The weakly bounded surface waves at the local maxima (V600/660/710 points) have wavelengths slightly larger than the photonic modes, showing that surface waves analogous with Brewster-Zenneck modes are dominantly coupled in the composite diffracted field (Fig. 8b, Supplementary Fig. S2f, g, Video 9, 15)52,53. These backward propagating surface waves are better synchronized with the nano-cavities, which makes larger local E-field enhancement possible around the NbN segments at the sharp PBG edges indicated by V600/660/710 points.

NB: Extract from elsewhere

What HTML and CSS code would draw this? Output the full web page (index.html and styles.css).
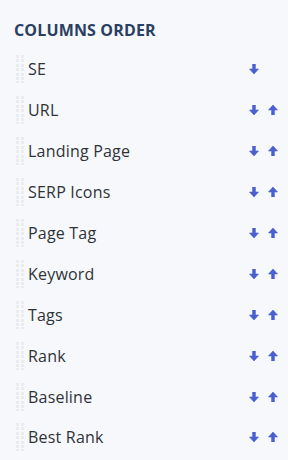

The global NbN absorptance maxima appear in NCAI-SNSPDs at tilting corresponding to the plasmonic Brewster angle (BPA, Fig. 5c)60. The E-field time-evolution indicates forward propagating waves, that ensure E-field enhancement both inside and below the nano-cavities at PBA (Supplementary Fig. S2h, Video 16). The complementary spectral studies revealed that this phenomenon is observable in a very broad wavelength interval (Supplementary Fig. S1b), however single-photon detection at PBA is experimentally hardly implementable.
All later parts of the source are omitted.